I heard Hope gasp but didn’t take my eyes off Lefévre. He grimaced.
“You cannot give me what I really want.”
“You have my sympathies,” I said blandly. “Just out of curiosity, what was Gabrielle Dubois’s real name?”
He looked momentarily startled then shook his head. “Better for both of us if you never find out.”
“Did you really buy that ruby for her, or simply take it after Rojas was dead?”
And did she find it appropriate to be given a blood-red stone?
That brought a twisted smile to his lips. “Once a thief, always a thief,” he said. “But our engagement was real. This was supposed to be our last job.”
“For her, it was.”
The smile vanished and he gave Hope a shove in the back that made her stagger. “Now, if you would be so kind — call the dog in.”
Hope’s eyes were pleading. “Charlie—”
“Please, Hope. Do as Joe asks.”
And whatever you’re planning Joe, you better do it soon…
Hope cast me a final despairing glance, circled her forefinger and thumb, stuck them between her lips and blew sharply, letting out a piercing whistle.

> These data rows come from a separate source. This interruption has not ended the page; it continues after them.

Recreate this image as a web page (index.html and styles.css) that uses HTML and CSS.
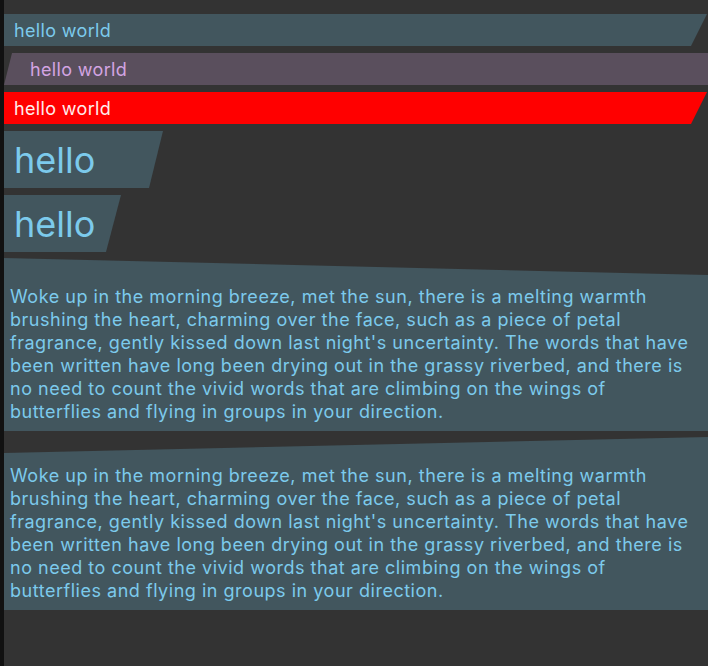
FILE: index.html
```html
<!DOCTYPE html>
<html>
<head>
<meta charset="utf-8">
<link rel="stylesheet" href="styles.css">
</head>
<body>
<div class="page">
  <div class="bar bar-teal slant-right">hello world</div>
  <div class="bar bar-purple slant-left">hello world</div>
  <div class="bar bar-red slant-right">hello world</div>
  <div class="big big-one">hello</div>
  <div class="big big-two">hello</div>
  <div class="block block-down">Woke up in the morning breeze, met the sun, there is a melting warmth brushing the heart, charming over the face, such as a piece of petal fragrance, gently kissed down last night's uncertainty. The words that have been written have long been drying out in the grassy riverbed, and there is no need to count the vivid words that are climbing on the wings of butterflies and flying in groups in your direction.</div>
  <div class="block block-up">Woke up in the morning breeze, met the sun, there is a melting warmth brushing the heart, charming over the face, such as a piece of petal fragrance, gently kissed down last night's uncertainty. The words that have been written have long been drying out in the grassy riverbed, and there is no need to count the vivid words that are climbing on the wings of butterflies and flying in groups in your direction.</div>
</div>
</body>
</html>
```

FILE: styles.css
```css
html, body {
  margin: 0;
  padding: 0;
  height: 100%;
}

body {
  background: #333333;
  font-family: Inter, Roboto, sans-serif;
}

.page {
  min-height: 100%;
  box-sizing: border-box;
  border-left: 4px solid #111111;
  padding-top: 14px;
  display: flex;
  flex-direction: column;
  gap: 7px;
}

.bar {
  height: 32px;
  display: flex;
  align-items: center;
  font-size: 18px;
  letter-spacing: 0.35px;
  padding-left: 10px;
}

.slant-right {
  clip-path: polygon(0 0, calc(100% - 1px) 0, calc(100% - 17px) 100%, 0 100%);
}

.slant-left {
  clip-path: polygon(8px 0, 100% 0, 100% 100%, 0 100%);
}

.bar-teal {
  background: #42565e;
  color: #7ccaec;
}

.bar-purple {
  background: #5a4f5d;
  color: #d3a4e2;
  padding-left: 26px;
}

.bar-red {
  background: #ff0000;
  color: #ffecec;
}

.big {
  height: 57px;
  display: flex;
  align-items: center;
  font-size: 36px;
  padding-left: 10px;
  box-sizing: border-box;
  background: #42565e;
  color: #7ccaec;
}

.big-one {
  width: 159px;
  clip-path: polygon(0 0, 100% 0, calc(100% - 14px) 100%, 0 100%);
}

.big-two {
  width: 117px;
  clip-path: polygon(0 0, 100% 0, calc(100% - 15px) 100%, 0 100%);
}

.block {
  background: #42565e;
  color: #7ccaec;
  font-size: 18px;
  letter-spacing: 0.52px;
  line-height: 23px;
  padding: 27px 6px 8px 6px;
  margin-top: -1px;
}

.block-down {
  clip-path: polygon(0 0, 100% 17px, 100% 100%, 0 100%);
}

.block-up {
  clip-path: polygon(0 16px, 100% 0, 100% 100%, 0 100%);
}
```
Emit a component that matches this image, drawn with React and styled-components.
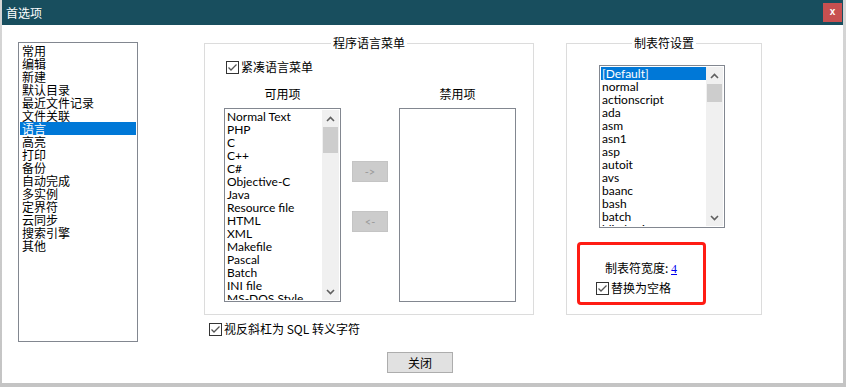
import React from 'react';
import styled, { createGlobalStyle } from 'styled-components';

const Global = createGlobalStyle`
  html, body { margin: 0; padding: 0; }
  body {
    width: 846px;
    height: 387px;
    overflow: hidden;
    background: linear-gradient(to bottom, #d6d6d6, #c4c4c4);
    font-family: "Noto Sans CJK SC", sans-serif;
  }
`;

const CJK = `"Noto Sans CJK SC", "Noto Sans", sans-serif`;
const LATIN = `Lato, "Noto Sans CJK SC", sans-serif`;

const Window = styled.div`
  margin-left: 2px;
  width: 841px;
  height: 383px;
  background: #fff;
  display: flex;
  flex-direction: column;
`;

const TitleBar = styled.div`
  height: 25px;
  flex: none;
  background: #184e5e;
  display: flex;
  align-items: center;
  justify-content: space-between;
  padding: 0 1px 0 4px;
  color: #fff;
  font: 12px ${CJK};
`;

const CloseBox = styled.div`
  width: 19px;
  height: 19px;
  background: #c75050;
  color: #fff;
  display: flex;
  align-items: center;
  justify-content: center;
  font: bold 10px "Liberation Sans", sans-serif;
  line-height: 1;
  padding-bottom: 2px;
  box-sizing: border-box;
`;

const Body = styled.div`
  flex: 1;
  display: flex;
  flex-direction: column;
`;

const MainRow = styled.div`
  display: flex;
  align-items: flex-start;
  padding: 17px 0 0 16px;
`;

const ListBox = styled.div`
  box-sizing: border-box;
  width: ${p => p.$w}px;
  height: ${p => p.$h}px;
  margin: ${p => p.$m || '0'};
  border: 1px solid #828790;
  padding: 1px;
  background: #fff;
  display: flex;
  overflow: hidden;
`;

const Items = styled.div`
  flex: 1;
  overflow: hidden;
  min-width: 0;
`;

const Item = styled.div`
  height: 13px;
  padding-left: ${p => (p.$latin ? 1 : 2)}px;
  font: 12px ${p => (p.$latin ? LATIN : CJK)};
  line-height: 13px;
  white-space: nowrap;
  color: ${p => (p.$sel ? '#fff' : '#000')};
  background: ${p => (p.$sel ? '#0078d7' : 'transparent')};
`;

const ScrollTrack = styled.div`
  width: 17px;
  flex: none;
  background: #f0f0f0;
  display: flex;
  flex-direction: column;
`;

const ScrollArrow = styled.div`
  height: 17px;
  flex: none;
  display: flex;
  align-items: center;
  justify-content: center;
`;

const ScrollThumb = styled.div`
  height: ${p => p.$h}px;
  margin: 0 1px;
  background: #cdcdcd;
`;

const ScrollSpacer = styled.div`
  flex: 1;
`;

const Group = styled.div`
  position: relative;
  box-sizing: border-box;
  width: ${p => p.$w}px;
  height: 272px;
  border: 1px solid #dcdcdc;
  padding: ${p => p.$pad};
`;

const GroupTitle = styled.div`
  position: absolute;
  top: -8px;
  left: 0;
  right: 0;
  display: flex;
  justify-content: center;
  font: 12px ${CJK};
  line-height: 14px;
  color: #000;
  & > span {
    background: #fff;
    padding: 0 2px;
  }
`;

const MidColumn = styled.div`
  margin: 1px 0 0 66px;
  display: flex;
  flex-direction: column;
`;

const RightColumn = styled.div`
  margin: 1px 0 0 32px;
`;

const CheckRow = styled.label`
  display: flex;
  align-items: center;
  gap: 2px;
  height: 14px;
  margin: ${p => p.$m || '0'};
  font: 12px ${CJK};
  line-height: 14px;
  color: #000;
  white-space: nowrap;
`;

const Box = styled.span`
  box-sizing: border-box;
  width: 13px;
  height: 13px;
  border: 1px solid #333;
  background: #fff;
  display: inline-flex;
  align-items: center;
  justify-content: center;
  flex: none;
`;

const ListsGrid = styled.div`
  display: grid;
  grid-template-columns: 117px 36px 117px;
  grid-template-rows: 13px auto;
  column-gap: 11px;
  row-gap: 8px;
  margin-top: 13px;
`;

const ColLabel = styled.div`
  grid-column: ${p => p.$col};
  text-align: center;
  font: 12px ${CJK};
  line-height: 13px;
`;

const MoveButtons = styled.div`
  display: flex;
  flex-direction: column;
  gap: 29px;
  padding-top: 53px;
`;

const MoveButton = styled.div`
  box-sizing: border-box;
  height: 21px;
  background: #cccccc;
  border: 1px solid #c4c4c4;
  color: #9a9a9a;
  font: 11px ${LATIN};
  display: flex;
  align-items: center;
  justify-content: center;
`;

const Annot = styled.div`
  box-sizing: border-box;
  width: 129px;
  height: 63px;
  margin-top: 14px;
  border: 3px solid #ff1c14;
  border-radius: 4px;
  padding: 16px 0 0 0;
`;

const WidthLine = styled.div`
  padding-left: 25px;
  font: 12px ${CJK};
  line-height: 13px;
  white-space: nowrap;
`;

const Link = styled.span`
  color: #0000ee;
  text-decoration: underline;
  font: 12px "Liberation Serif", serif;
`;

const Footer = styled.div`
  padding: 10px 0 0 385px;
`;

const Button = styled.div`
  box-sizing: border-box;
  width: 66px;
  height: 21px;
  background: #e1e1e1;
  border: 1px solid #adadad;
  font: 12px ${CJK};
  display: flex;
  align-items: center;
  justify-content: center;
  color: #000;
`;

const Check = () => (
  <Box>
    <svg width="11" height="11" viewBox="0 0 11 11">
      <polyline points="1.5,5.5 4,8 9.5,2.5" fill="none" stroke="#555" strokeWidth="1.3" />
    </svg>
  </Box>
);

const Chevron = ({ down }) => (
  <svg width="9" height="6" viewBox="0 0 9 6">
    <polyline
      points={down ? '1,1 4.5,4.5 8,1' : '1,5 4.5,1.5 8,5'}
      fill="none"
      stroke="#606060"
      strokeWidth="1.6"
    />
  </svg>
);

const Scrollbar = ({ thumb }) => (
  <ScrollTrack>
    <ScrollArrow><Chevron /></ScrollArrow>
    <ScrollThumb $h={thumb} />
    <ScrollSpacer />
    <ScrollArrow><Chevron down /></ScrollArrow>
  </ScrollTrack>
);

const nav = ['常用', '编辑', '新建', '默认目录', '最近文件记录', '文件关联', '语言', '高亮', '打印', '备份', '自动完成', '多实例', '定界符', '云同步', '搜索引擎', '其他'];
const langs = ['Normal Text', 'PHP', 'C', 'C++', 'C#', 'Objective-C', 'Java', 'Resource file', 'HTML', 'XML', 'Makefile', 'Pascal', 'Batch', 'INI file', 'MS-DOS Style'];
const tabs = ['[Default]', 'normal', 'actionscript', 'ada', 'asm', 'asn1', 'asp', 'autoit', 'avs', 'baanc', 'bash', 'batch', 'blitzbasic'];

export default function App() {
  return (
    <>
      <Global />
      <Window>
        <TitleBar>
          <span>首选项</span>
          <CloseBox>x</CloseBox>
        </TitleBar>
        <Body>
          <MainRow>
            <ListBox $w={120} $h={300}>
              <Items>
                {nav.map(n => (
                  <Item key={n} $sel={n === '语言'}>{n}</Item>
                ))}
              </Items>
            </ListBox>

            <MidColumn>
              <Group $w={330} $pad="16px 0 0 19px">
                <GroupTitle><span>程序语言菜单</span></GroupTitle>
                <CheckRow $m="0 0 0 2px"><Check />紧凑语言菜单</CheckRow>
                <ListsGrid>
                  <ColLabel $col={1}>可用项</ColLabel>
                  <ColLabel $col={3}>禁用项</ColLabel>
                  <ListBox $w={117} $h={194}>
                    <Items>
                      {langs.map(l => <Item key={l} $latin>{l}</Item>)}
                    </Items>
                    <Scrollbar thumb={26} />
                  </ListBox>
                  <MoveButtons>
                    <MoveButton>-&gt;</MoveButton>
                    <MoveButton>&lt;-</MoveButton>
                  </MoveButtons>
                  <ListBox $w={117} $h={194} />
                </ListsGrid>
              </Group>
              <CheckRow $m="7px 0 0 5px"><Check />视反斜杠为 SQL 转义字符</CheckRow>
            </MidColumn>

            <RightColumn>
              <Group $w={196} $pad="21px 0 0 10px">
                <GroupTitle><span>制表符设置</span></GroupTitle>
                <ListBox $w={126} $h={163} $m="0 0 0 22px">
                  <Items>
                    {tabs.map((t, i) => <Item key={t} $latin $sel={i === 0}>{t}</Item>)}
                  </Items>
                  <Scrollbar thumb={18} />
                </ListBox>
                <Annot>
                  <WidthLine>制表符宽度: <Link>4</Link></WidthLine>
                  <CheckRow $m="4px 0 0 16px"><Check />替换为空格</CheckRow>
                </Annot>
              </Group>
            </RightColumn>
          </MainRow>
          <Footer>
            <Button>关闭</Button>
          </Footer>
        </Body>
      </Window>
    </>
  );
}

Almost at once there came the scrabble of booteed feet and the yellow Labrador retriever appeared over a mound of fallen bricks. She was wagging her tail and looking inordinately pleased with herself.

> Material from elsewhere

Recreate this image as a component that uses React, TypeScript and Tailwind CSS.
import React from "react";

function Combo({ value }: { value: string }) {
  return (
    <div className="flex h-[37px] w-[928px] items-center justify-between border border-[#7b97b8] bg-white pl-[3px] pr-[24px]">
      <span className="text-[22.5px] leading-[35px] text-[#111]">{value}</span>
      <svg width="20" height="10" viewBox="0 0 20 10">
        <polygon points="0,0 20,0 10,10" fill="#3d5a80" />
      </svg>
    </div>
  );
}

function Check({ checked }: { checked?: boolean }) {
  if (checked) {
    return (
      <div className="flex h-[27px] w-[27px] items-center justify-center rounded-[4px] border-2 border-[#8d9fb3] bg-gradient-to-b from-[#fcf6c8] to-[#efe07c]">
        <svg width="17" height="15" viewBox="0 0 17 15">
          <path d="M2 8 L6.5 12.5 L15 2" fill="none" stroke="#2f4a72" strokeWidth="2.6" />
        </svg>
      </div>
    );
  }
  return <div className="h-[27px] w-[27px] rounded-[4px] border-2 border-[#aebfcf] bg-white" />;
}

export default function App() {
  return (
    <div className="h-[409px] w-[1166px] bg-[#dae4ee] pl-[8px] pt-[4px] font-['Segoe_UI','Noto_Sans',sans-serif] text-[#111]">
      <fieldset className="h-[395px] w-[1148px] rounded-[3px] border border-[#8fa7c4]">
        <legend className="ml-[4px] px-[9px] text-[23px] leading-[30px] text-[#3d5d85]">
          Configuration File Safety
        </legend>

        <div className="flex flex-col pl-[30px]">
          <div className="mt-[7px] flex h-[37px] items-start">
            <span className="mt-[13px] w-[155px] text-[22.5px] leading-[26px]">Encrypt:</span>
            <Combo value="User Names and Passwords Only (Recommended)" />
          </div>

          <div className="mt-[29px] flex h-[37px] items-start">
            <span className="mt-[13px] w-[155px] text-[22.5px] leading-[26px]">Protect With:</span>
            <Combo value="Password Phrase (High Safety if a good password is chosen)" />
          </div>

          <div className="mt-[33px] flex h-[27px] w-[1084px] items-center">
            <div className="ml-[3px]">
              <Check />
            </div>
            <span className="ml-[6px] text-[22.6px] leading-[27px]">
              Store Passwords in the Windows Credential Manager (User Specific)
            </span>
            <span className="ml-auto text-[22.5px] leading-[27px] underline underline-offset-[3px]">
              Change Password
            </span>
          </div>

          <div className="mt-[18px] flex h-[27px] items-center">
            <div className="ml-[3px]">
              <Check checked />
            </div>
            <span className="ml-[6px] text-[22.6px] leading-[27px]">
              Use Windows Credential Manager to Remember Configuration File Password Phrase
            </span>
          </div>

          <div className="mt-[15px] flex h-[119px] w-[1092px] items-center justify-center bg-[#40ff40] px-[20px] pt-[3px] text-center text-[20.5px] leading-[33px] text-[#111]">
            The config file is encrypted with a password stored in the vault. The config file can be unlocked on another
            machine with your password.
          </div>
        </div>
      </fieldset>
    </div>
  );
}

With another careful glance behind him, Lefévre leaned to the side and picked up a discarded paper bag. I realised it was the one he’d been carrying when he left the hospital. So he hadn’t kept hold of his clothes for sentimental reasons, then. He’d kept them for scent.
That made me feel a little better, knowing that it wasn’t a spur of the moment decision born of opportunity that had led him to hijack the Bell. He’d probably been planning this ever since he discovered the dog’s tracking abilities.
Yeah, Fox, and who told him about that?
I pushed that insidious thought aside and tried not to look around me for any sign of Marcus’s approach. Lefévre was too canny not to spot it.
Lemon trotted right up to her handler and sat down so close in front of her she could prop her muzzle on the girl’s thighs. Hope cradled the dog’s head with both hands and looked about to cry again.
“Good girl, Lem,” she said, her voice cracking. “Who’s my best girl then?”
I studied the thin frame and wondered how I’d ever believed she might be twenty. Hell, she didn’t even look sixteen.
Lefévre had put the paper sack down near her and now he nudged it with a foot. He had swapped the Ruger back into his good hand, I saw, just in case Hope got any ideas.